The leaks also implicate Jorge Javier Yoshiyama Sasaki, the nephew of Jaime Yoshiyama Tanaka, who served as a minister under the elder Fujimori. Together with his wife Joon Lim Lee Park, Yoshiyama contributed $111,000 to Keiko Fujimori’s 2011 and 2016 campaigns. According to the documents from Mossack Fonseca, a shell company in Seychelles had appointed him in 2010 as the legal representative of another entity based in the British Virgin Islands but with operations in Peru. Mossack Fonseca granted the Seychellois company, and hence Yoshiyama himself, near total control over operations in Peru.

But whether the Panama Papers will ultimately hurt Fujimori more than her opponents remains to be seen, particularly as Kuczynski is also not only implicated but appears in the leaks in his own name. Among the leaked documents is a letter of recommendation written by Kuczynski in 2006, when he served as Prime Minister, on behalf of Francisco Pardo Mesones, a former director of the Peruvian central bank. Pardo used the letter to open bank accounts in Panama for an offshore firm that served as an intermediary on behalf of a private German firm. The arrangement, worth some 60 million euros in contracts, was designed to obscure the fact that Pardo’s German client was producing passports for the Cuban and Venezuelan governments, which it feared would negatively affect its reputation.

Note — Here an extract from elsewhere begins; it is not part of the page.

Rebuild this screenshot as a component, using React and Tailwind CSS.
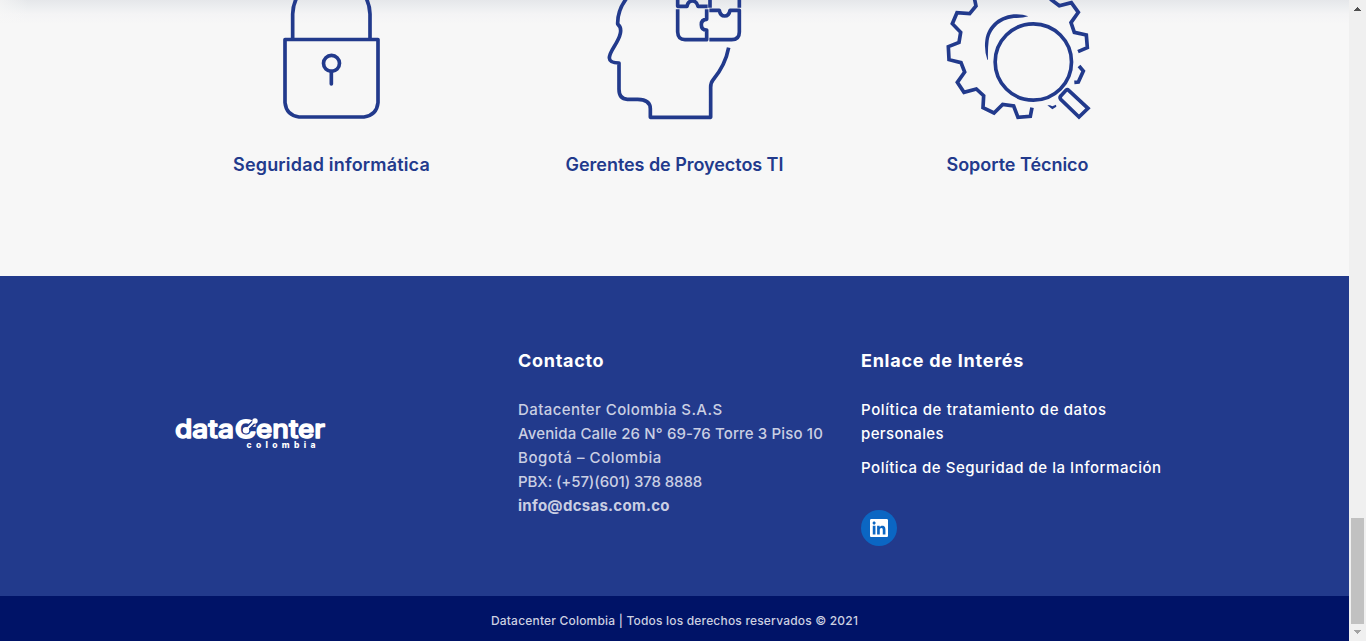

Both Fujimori and Kuczynski have downplayed the leaks. Fujimori has declined to comment, while Kuczynski has distanced himself from Pardo, arguing that he was unaware that his letter of recommendation would be used for commercial purposes, before making another press statement questioning the authenticity of the leaked letter. But after the controversy around the electoral board’s dubious rulings, the Panama Papers only serve to reinforce a growing public perception of the leading candidates as dishonest and corrupt and of the Peruvian elections as heavily rigged. With nearly half the electorate still undecided and a runoff vote almost guaranteed, the revelations could yet prove decisive in determining who Fujimori faces in June and, by extension, whether either Kuczynski or Mendoza can beat her to the presidency.